Romanian inflation accelerated to 5.4% in July from 4.9% in June. Food inflation inched up to 1.7% from 1.1%, still remaining well-behaved. Non-food inflation picked up to almost 7.0% from 6.3%. Services inflation moderated to 8.5% from 8.8% - remaining quite sticky. Core inflation consolidated below 6.0% for a second consecutive month, but its progress towards target remains slow.

On a monthly basis, noteworthy developments came in from energy and fuel prices, which rose at a slightly smaller pace than we had expected. Fuels increased by almost 3%, electricity 1.1%, and gases 1.1%, all adding roughly 0.3pp to the headline annual measure. As for food prices, flour, sugar and meat added upside pressures. On the services front, prices picked up at the strongest monthly pace since February, showing a persistent stickiness across most items; water, sanitation, and airfares stood out particularly this month.

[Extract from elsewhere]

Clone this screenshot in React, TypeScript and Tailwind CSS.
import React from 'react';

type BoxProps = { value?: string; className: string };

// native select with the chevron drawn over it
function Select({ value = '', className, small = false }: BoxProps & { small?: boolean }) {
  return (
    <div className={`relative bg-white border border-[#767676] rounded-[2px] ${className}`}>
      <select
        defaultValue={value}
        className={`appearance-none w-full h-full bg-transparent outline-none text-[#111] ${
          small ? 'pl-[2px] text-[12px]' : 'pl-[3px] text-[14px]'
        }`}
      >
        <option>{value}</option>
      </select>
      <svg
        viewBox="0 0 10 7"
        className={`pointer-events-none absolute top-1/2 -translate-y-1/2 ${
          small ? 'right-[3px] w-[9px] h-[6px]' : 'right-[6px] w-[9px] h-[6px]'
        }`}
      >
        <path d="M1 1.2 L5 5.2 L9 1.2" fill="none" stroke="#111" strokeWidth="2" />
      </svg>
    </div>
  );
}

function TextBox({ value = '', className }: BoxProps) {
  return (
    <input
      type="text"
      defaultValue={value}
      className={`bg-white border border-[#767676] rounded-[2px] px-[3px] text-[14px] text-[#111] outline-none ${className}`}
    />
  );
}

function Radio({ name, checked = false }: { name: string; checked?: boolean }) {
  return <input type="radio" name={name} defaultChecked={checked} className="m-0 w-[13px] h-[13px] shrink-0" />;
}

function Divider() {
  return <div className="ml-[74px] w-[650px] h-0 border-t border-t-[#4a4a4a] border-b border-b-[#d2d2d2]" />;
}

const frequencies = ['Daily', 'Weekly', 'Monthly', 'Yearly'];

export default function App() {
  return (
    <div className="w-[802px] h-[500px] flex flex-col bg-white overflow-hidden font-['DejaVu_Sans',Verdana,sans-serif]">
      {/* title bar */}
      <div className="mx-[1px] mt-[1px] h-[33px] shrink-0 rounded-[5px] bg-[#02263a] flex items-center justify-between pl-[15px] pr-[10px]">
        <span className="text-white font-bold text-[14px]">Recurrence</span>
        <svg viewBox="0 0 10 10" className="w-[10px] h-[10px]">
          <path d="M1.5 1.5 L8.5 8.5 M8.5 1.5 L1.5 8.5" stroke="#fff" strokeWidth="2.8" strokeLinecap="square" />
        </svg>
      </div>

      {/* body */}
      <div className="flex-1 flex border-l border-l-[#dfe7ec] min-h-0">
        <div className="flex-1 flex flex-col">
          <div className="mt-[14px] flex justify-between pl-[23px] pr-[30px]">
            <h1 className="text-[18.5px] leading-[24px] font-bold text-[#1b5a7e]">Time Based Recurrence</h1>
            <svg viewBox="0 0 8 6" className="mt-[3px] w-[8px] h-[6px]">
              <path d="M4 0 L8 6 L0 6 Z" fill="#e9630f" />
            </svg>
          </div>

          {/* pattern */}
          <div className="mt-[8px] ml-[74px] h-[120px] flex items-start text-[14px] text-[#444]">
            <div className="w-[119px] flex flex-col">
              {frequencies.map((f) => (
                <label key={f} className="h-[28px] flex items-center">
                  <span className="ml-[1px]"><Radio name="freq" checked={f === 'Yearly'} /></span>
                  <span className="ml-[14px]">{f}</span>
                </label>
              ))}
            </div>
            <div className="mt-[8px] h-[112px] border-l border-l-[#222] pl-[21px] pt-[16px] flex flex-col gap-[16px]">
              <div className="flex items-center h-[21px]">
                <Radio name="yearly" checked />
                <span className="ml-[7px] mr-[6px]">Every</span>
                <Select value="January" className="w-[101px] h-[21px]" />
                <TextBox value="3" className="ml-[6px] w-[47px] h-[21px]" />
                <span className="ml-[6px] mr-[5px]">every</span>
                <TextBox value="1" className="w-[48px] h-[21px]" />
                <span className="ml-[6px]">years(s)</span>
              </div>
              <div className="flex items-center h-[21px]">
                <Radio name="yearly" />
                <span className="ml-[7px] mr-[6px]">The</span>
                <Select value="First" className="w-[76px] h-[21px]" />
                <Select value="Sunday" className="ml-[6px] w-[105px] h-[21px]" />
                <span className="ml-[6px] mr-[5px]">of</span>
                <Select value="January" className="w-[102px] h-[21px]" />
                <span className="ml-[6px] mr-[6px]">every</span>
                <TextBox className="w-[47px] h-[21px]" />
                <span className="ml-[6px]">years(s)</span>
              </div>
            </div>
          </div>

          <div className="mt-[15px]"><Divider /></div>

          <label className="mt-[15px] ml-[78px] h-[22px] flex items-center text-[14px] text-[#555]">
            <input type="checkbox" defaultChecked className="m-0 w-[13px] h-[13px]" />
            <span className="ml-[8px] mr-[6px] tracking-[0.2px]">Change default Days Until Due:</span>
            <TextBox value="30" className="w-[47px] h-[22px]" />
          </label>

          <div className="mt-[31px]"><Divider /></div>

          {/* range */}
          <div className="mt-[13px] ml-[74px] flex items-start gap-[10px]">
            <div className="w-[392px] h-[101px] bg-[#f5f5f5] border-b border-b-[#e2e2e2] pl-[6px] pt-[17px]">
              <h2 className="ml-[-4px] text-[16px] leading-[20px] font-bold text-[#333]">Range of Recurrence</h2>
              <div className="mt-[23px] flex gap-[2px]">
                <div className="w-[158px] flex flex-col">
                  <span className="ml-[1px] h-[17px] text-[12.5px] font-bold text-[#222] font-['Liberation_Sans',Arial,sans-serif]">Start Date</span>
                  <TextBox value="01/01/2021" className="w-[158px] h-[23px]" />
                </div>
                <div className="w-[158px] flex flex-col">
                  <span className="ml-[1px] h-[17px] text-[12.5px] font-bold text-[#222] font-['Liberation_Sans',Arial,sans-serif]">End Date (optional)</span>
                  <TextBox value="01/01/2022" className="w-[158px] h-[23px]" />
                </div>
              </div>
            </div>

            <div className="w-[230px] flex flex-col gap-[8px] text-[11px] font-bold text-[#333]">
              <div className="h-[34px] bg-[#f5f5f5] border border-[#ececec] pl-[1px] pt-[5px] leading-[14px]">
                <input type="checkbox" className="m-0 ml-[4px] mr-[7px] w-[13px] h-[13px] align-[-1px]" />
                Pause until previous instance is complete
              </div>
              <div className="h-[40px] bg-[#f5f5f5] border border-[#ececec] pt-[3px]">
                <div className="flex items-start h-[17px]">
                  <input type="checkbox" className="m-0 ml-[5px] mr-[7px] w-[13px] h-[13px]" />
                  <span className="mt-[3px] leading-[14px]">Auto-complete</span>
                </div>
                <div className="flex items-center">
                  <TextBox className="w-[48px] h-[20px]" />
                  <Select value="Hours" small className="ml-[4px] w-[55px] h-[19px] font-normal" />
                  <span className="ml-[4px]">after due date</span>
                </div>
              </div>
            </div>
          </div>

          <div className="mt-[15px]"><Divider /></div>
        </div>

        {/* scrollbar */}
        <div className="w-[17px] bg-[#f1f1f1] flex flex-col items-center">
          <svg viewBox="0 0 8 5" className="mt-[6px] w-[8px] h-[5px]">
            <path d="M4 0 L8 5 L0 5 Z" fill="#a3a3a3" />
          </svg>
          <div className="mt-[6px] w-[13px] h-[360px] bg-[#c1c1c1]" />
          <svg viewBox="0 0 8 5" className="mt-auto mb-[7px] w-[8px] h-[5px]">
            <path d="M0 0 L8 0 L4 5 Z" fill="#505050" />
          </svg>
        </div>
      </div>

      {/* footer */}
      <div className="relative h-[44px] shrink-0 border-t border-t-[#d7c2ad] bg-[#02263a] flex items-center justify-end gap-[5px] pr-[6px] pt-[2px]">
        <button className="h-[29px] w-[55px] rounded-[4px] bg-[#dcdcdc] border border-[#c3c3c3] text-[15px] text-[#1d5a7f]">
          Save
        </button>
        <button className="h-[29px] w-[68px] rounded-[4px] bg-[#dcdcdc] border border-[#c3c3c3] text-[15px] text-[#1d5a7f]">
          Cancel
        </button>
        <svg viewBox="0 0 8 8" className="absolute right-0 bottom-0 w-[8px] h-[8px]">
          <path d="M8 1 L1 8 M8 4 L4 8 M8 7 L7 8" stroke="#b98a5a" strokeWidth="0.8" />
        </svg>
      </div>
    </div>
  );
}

Looking at the consumer basket more broadly, two things can be noted. The first, a positive, is that most of the current increase is of a temporary nature, driven by energy and fuel excises, and will likely have only a short-term impact on the disinflation process. The second one, a negative, is that after keeping out these likely temporary factors, inflation would not have progressed towards target. This is in line with our view that price pressures are likely to become more stubborn as we continue to approach 4%.

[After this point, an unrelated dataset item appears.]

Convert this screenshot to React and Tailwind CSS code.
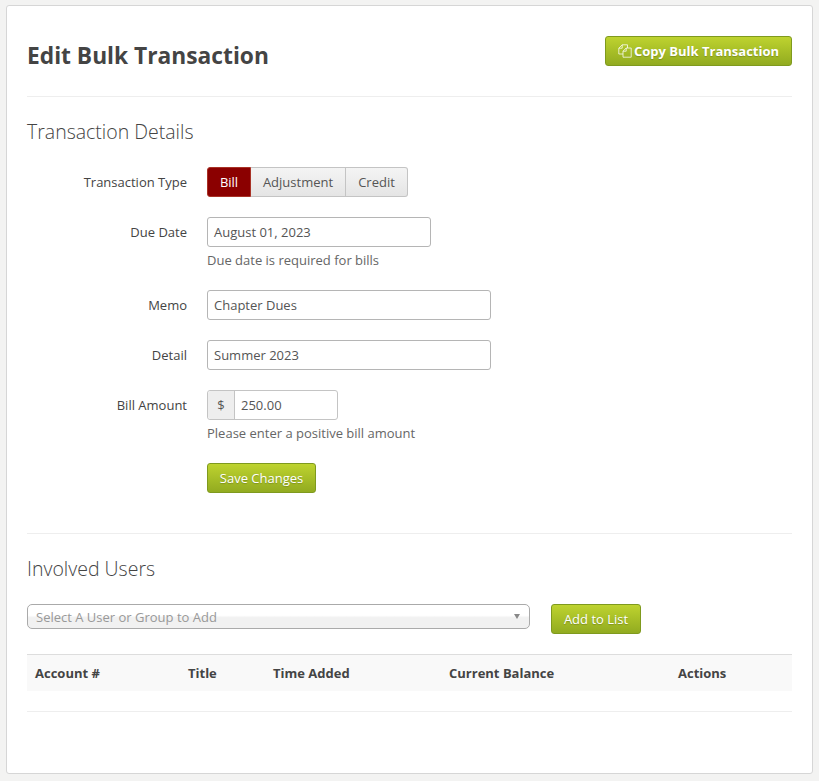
import React from 'react';

const FONT = "font-['Open_Sans',sans-serif]";
const GREEN = 'border border-[#7f9a1e] rounded-[3px] bg-gradient-to-b from-[#bed32f] to-[#92ab20] text-white pt-[2px] [text-shadow:0_1px_1px_rgba(0,0,0,0.2)]';
const INPUT = 'h-[30px] border border-[#b5b5b5] rounded-[3px] bg-white text-[13px] text-[#555] flex items-center px-[6px] pt-[2px]';
const SEGMENT = 'flex items-center justify-center pt-[2px] border-y border-r border-[#c4c4c4] bg-gradient-to-b from-[#f4f4f4] to-[#e5e5e5]';

const CopyIcon = () => (
    <svg width="14" height="14" viewBox="0 0 14 14" fill="none" stroke="#fff" strokeOpacity="0.75" strokeWidth="1" className="-mt-[2px]">
        <path d="M9.5 4V0.8H4.2L0.8 4.2V10H5" />
        <path d="M4.2 0.8V4.2H0.8" />
        <path d="M5 7.2L8.2 4H13.2V13.2H5Z" />
        <path d="M8.2 4V7.2H5" />
    </svg>
);

const Row = ({ label, children, className = '' }) => (
    <div className={`flex ${className}`}>
        <div className="w-[160px] h-[30px] pt-[2px] flex items-center justify-end text-[13px] text-[#444]">{label}</div>
        <div className="ml-[20px]">{children}</div>
    </div>
);

const Help = ({ children }) => <p className="mt-[4px] h-[18px] leading-[18px] text-[13px] text-[#666]">{children}</p>;

const COLUMNS = [
    { label: 'Account #', width: 'w-[153px]' },
    { label: 'Title', width: 'w-[85px]' },
    { label: 'Time Added', width: 'w-[176px]' },
    { label: 'Current Balance', width: 'w-[229px]' },
    { label: 'Actions', width: 'flex-1' },
];

export default function App() {
    return (
        <div className={`${FONT} min-h-[781px] bg-[#f3f3f2] pt-[5px] px-[6px]`}>
            <div className="h-[769px] border border-[#d6d6d6] rounded-[3px] bg-white px-[20px]">
                {/* Header */}
                <div className="flex justify-between h-[91px] border-b border-[#eeeeee]">
                    <h1 className="mt-[34px] h-[32px] leading-[32px] text-[22.75px] font-bold text-[#444]">Edit Bulk Transaction</h1>
                    <button className={`${GREEN} mt-[30px] h-[30px] w-[187px] flex items-center justify-center gap-[2px] text-[13px] font-bold`}>
                        <CopyIcon />
                        Copy Bulk Transaction
                    </button>
                </div>

                {/* Transaction details */}
                <h2 className="mt-[21px] h-[28px] leading-[28px] text-[19.5px] font-light text-[#444]">Transaction Details</h2>
                <Row label="Transaction Type" className="mt-[21px]">
                    <div className="flex h-[30px] text-[13px] text-[#555]">
                        <div className="w-[44px] pt-[2px] flex items-center justify-center rounded-l-[3px] border border-[#a83226] bg-[#8b0000] text-white">Bill</div>
                        <div className={`${SEGMENT} w-[95px]`}>Adjustment</div>
                        <div className={`${SEGMENT} w-[62px] rounded-r-[3px]`}>Credit</div>
                    </div>
                </Row>
                <Row label="Due Date" className="mt-[20px]">
                    <div className={`${INPUT} w-[224px]`}>August 01, 2023</div>
                    <Help>Due date is required for bills</Help>
                </Row>
                <Row label="Memo" className="mt-[21px]">
                    <div className={`${INPUT} w-[284px]`}>Chapter Dues</div>
                </Row>
                <Row label="Detail" className="mt-[20px]">
                    <div className={`${INPUT} w-[284px]`}>Summer 2023</div>
                </Row>
                <Row label="Bill Amount" className="mt-[20px]">
                    <div className="flex h-[30px] w-[131px] border border-[#c4c4c4] rounded-[3px] text-[13px] text-[#555]">
                        <div className="w-[27px] pt-[2px] flex items-center justify-center border-r border-[#c4c4c4] bg-[#eeeeee] rounded-l-[3px]">$</div>
                        <div className="flex-1 pt-[2px] flex items-center px-[6px]">250.00</div>
                    </div>
                    <Help>Please enter a positive bill amount</Help>
                    <button className={`${GREEN} mt-[21px] h-[30px] w-[109px] text-[13px]`}>Save Changes</button>
                </Row>

                <div className="mt-[40px] border-t border-[#eeeeee]" />

                {/* Involved users */}
                <h2 className="mt-[21px] h-[28px] leading-[28px] text-[19.5px] font-light text-[#444]">Involved Users</h2>
                <div className="mt-[21px] flex items-start">
                    <div className="relative w-[503px] h-[25px] pt-[2px] border border-[#aaaaaa] rounded-[5px] bg-gradient-to-b from-white from-45% to-[#f1f1f1] to-55% flex items-center pl-[8px] text-[13px] text-[#999]">
                        Select A User or Group to Add
                        <span className="absolute right-[9px] top-[9px] w-0 h-0 border-x-[3.5px] border-x-transparent border-t-[5px] border-t-[#888]" />
                    </div>
                    <button className={`${GREEN} ml-[21px] h-[30px] w-[90px] text-[13px]`}>Add to List</button>
                </div>

                {/* Table */}
                <div className="mt-[20px] h-[37px] pt-[2px] flex items-center border-t border-[#dddddd] bg-[#f9f9f9] pl-[8px] text-[13px] font-bold text-[#444]">
                    {COLUMNS.map((col) => (
                        <div key={col.label} className={col.width}>{col.label}</div>
                    ))}
                </div>
                <div className="mt-[20px] border-t border-[#eeeeee]" />
            </div>
        </div>
    );
}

Today’s wage growth data (12.5% YoY) continues to add to the medium-term risks of services inflation.  

As for the outlook, we expect the August print to show some mild improvements before we see more solid advances towards our 4.2% year-end forecast in September-October. From here onwards, our view is that the stimulative nature of wage growth, strong credit activity and loose fiscal policy is set to make the battle against still-sticky inflation quite challenging. Indeed, some downside pressures from the weaker state of the export-driven manufacturing growth will matter, too. However, the near-term strength of internal demand will likely keep firms’ confidence in their pricing power in place ahead of next year’s expected increase in the tax burden.

Concerning the NBR, while the policy space we envision could allow the central bank to make another 25bp rate cut in autumn, our base case is that the dangers stemming from medium-term upside risks will likely rank higher on the policymakers' agenda at the next decision.